У каждой свое эхо - страница 3
– Дамы, прошу откушать! – провозгласила она громко, звонко, почти театрально, будто на сцене.
Мария улыбнулась впервые за долгое время. Улыбнулась по-настоящему. Арина ловко спрыгнула с кровати, распутав ноги в прыжке.
– Вот и обед приехал! – обрадовалась она. – Чем ты нас сегодня порадуешь, Зиночка? Пахнет, просто праздник живота! Мария, вставай, а то бока пролежишь, – подмигнула она, уже подходя к раздаче.
Обедали молча, растягивая каждый кусочек, будто оттягивая момент возвращения в тишину.
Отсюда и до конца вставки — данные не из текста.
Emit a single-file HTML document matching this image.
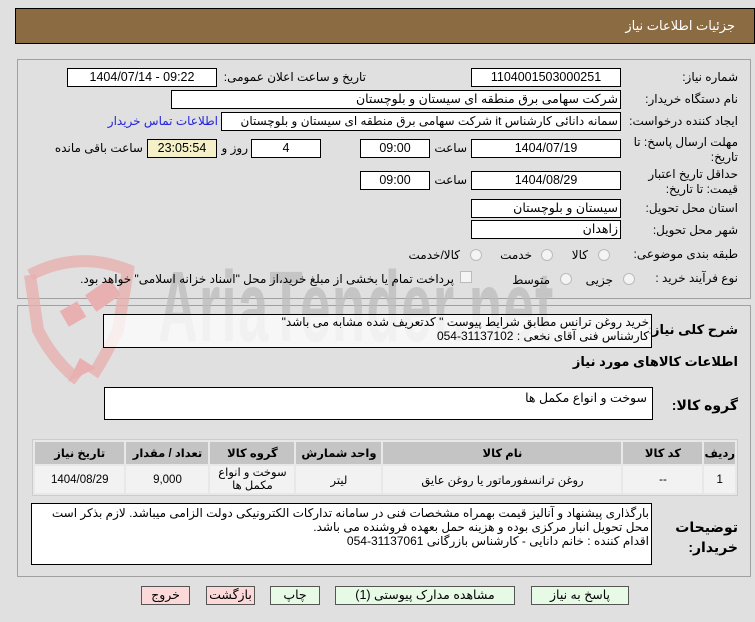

Потом по расписанию наступил тихий час.
– Спать совсем не хочется, – шепнула Арина, удобно устраиваясь на подушке.
– И мне не хочется. Может, почитать? – тихо предложила Мария.
– Ты что! – шепнула Арина, косясь на дверь. – В тихий час ни читать, ни сидеть нельзя. Только лежать молча, как будто спим. Если кто-то заглянет, замирай и закрывай глаза. Все должны крепко спать, как будто нас здесь усыпили насовсем.
– А если не спится?
– Тогда вколют укол и уснёшь до самого ужина. Здесь с этим не шутят!
– Поняла, значит, спим, – вздохнула Мария и отвернулась к стене, чтобы никто не заметил, что глаза её не закрываются.
Она лежала так весь тихий час, неподвижно, молча, но внутри всё гудело от мыслей, словно под кожей жило что-то тревожное, нескончаемое. Она думала. Всё ещё думала. И не знала – это путь к жизни или просто новый способ быть мёртвой внутри?!
Глава 4: «Когда мир уходит из-под ног»
После тихого часа женщины сходили на прогулку по коридорам. Арина, не торопясь, показывала местные достопримечательности, рассказывала про столовую, аптечный пункт, указывала на двери кабинета главного врача, объясняла, куда можно заходить, а куда строго запрещено. Мария слушала рассеянно, взгляд её всё чаще скользил по окнам, задерживался на небе, на вершинах деревьев, чуть покачивавшихся под лёгким ветром. Всё это казалось чужим, далёким, как будто она попала в декорации, где кто-то другой должен играть её роль.
Конечным пунктом их маршрута был первый этаж, куда пациентам разрешали спускаться только по особой причине. Они сказали, что хотят в церковь, и только тогда санитарка, неохотно махнув рукой, разрешила им пройти. Внутри царила тишина, в которой будто растворились все заботы. Они зашли тихо, почти на цыпочках. Работавшая там женщина смиренно выслушала просьбу Марии, рассказала, когда бывает батюшка, и пообещала сообщить, если тот появится неожиданно. Женщины поставили свечи у икон, постояли, погрузившись в собственные молитвы и молчание, и вернулись в палату. Разговаривать не хотелось, а это молчание казалось куда глубже и важнее слов.
Мария, лёжа на кровати, закрыла глаза. После церкви ей стало немного легче, будто бы на сердце положили что-то тёплое, убаюкивающие, словно удерживающее внутренний холод. Но облегчение оказалось коварным, потому что вместе с ним всплыла и стыдливая горечь, вновь и вновь напоминавшая о совершённом поступке. Она жалела о своей минутной слабости, о той тьме, в которую себя загнала, как будто сама толкнула себя в бездну. Почему она это сделала? Почему позволила себе рухнуть? Ведь всю жизнь была сильной, надёжной, выдержанной. Она руководила, поддерживала, поднимала других, когда им было плохо, а самой себе не смогла помочь?!
Всю сознательную жизнь Мария отдала работе, трудилась честно и упорно, никого не предав, не подставив, не предавшись халатности. Она верила, что её знания и опыт будут нужны ещё долго. Кто, как не она, был опорой на производстве? Но оказалось, что таких не ждут, таких списывают. Ей стукнуло пятьдесят пять, и её просто вычеркнули. Без церемоний, без благодарности, даже без формального поздравления! Она-то мечтала устроить праздник, собрать коллег, отметить юбилей красиво. Хорошо, что ничего не успела ни купить, ни заказать. Тяжело теперь об этом думать, почти горько.